The story of The Wicked Lady made no sense. There appeared to be a moral, and a message the writer was trying to get across, but it was lost in translation with a lot of unnecessary dialogue, static and stilted staging and a very strange choice of pace. The sound levels were poor, and we were unable to hear a lot of what was being said, but even when this was rectified in the second half, it didn’t seem to improve viewing. The narrative would benefit from stripping out some of the lengthy explanations, the story would not need it had it made sense.
The initial jump scares were effective, from slams to shadows, some of the audience actually jumped, unfortunately these became repetitive and expected.
The lighting and smoke effects were great, but the set was strange. It did not give images of gothic architecture but more that of a ski cabin. Also, there were some parts of the set which didn’t make sense. There was furniture that was suddenly accessible because it now lended itself to the story: A locked bureau is now open and contains whiskey glasses and a fresh apple, but they are in a disused gothic manor house?
The characters did questionable things which made them comical and unbelievable. The intentional jokes did not land, and the audience were laughing during the supposed scary parts. The Wicked Lady missed the mark on so many levels.
Nicki Davy plays Alice Beaumont and is largely a sole actor during the manor house scenes. She did exceptionally well with the amount of dialogue she needed to deliver, but it was difficult to endear ourselves to her as she was pretty one note in her story and delivery. I feel this is more down to the writing than the performance.

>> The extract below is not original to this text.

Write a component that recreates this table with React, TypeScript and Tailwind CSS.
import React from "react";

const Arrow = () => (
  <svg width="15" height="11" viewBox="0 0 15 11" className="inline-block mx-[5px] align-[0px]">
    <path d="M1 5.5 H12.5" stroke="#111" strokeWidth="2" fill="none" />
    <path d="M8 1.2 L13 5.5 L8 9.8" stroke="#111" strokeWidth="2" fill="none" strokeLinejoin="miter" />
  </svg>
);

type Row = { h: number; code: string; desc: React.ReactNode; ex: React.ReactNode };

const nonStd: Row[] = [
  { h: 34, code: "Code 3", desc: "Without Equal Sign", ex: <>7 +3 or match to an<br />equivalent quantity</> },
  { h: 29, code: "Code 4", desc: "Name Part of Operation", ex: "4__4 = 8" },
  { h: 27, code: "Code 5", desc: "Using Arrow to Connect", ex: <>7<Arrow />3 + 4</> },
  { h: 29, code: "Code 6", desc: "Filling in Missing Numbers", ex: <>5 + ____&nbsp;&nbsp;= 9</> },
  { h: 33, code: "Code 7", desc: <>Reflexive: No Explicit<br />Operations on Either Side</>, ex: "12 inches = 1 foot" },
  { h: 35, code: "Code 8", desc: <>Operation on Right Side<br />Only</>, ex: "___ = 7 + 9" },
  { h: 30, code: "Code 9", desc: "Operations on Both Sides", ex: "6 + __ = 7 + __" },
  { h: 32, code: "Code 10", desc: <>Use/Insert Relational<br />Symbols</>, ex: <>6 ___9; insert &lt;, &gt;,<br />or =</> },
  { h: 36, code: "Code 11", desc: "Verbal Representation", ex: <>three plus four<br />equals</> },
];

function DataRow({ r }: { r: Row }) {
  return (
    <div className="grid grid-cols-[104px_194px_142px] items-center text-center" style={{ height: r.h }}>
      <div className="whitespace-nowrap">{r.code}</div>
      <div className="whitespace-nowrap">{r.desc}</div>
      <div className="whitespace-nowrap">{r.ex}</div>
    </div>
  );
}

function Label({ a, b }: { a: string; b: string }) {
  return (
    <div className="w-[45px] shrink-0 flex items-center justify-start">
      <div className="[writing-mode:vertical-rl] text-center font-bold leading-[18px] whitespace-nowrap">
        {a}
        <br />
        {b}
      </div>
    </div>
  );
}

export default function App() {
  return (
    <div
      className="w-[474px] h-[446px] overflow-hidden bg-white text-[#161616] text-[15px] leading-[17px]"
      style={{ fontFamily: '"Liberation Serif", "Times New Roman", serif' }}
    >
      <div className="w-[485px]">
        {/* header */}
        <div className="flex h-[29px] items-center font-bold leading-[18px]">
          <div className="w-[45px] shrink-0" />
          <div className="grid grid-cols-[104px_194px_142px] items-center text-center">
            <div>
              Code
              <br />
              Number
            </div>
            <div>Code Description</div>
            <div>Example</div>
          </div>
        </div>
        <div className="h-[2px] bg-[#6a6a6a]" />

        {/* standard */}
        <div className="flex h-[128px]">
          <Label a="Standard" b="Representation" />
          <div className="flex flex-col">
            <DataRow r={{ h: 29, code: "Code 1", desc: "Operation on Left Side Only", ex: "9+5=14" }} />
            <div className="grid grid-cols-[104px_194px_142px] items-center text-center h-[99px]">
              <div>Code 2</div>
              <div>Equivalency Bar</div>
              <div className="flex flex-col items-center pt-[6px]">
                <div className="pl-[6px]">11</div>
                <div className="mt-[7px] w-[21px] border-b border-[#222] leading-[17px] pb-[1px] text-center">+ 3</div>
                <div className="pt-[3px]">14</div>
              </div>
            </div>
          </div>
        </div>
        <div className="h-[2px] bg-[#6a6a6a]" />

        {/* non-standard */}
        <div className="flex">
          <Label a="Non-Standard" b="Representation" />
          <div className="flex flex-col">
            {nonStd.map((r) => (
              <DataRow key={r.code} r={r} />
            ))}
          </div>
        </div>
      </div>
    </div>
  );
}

Saul Bache plays the detective sergeant Sean Fenton. He is slick and likeable, helping us to understand his diligent efforts to discover the whereabouts of the missing child. Again, the writing let is performance down, as it meandered into the ridiculous.
The Wicked Lady could have been amazing, it has all the basics for a wonderful gothic horror story, with a truly horrific modern twist, but unfortunately it fell foul to being verbose, having glaring plot holes and it was at best, an amateur production.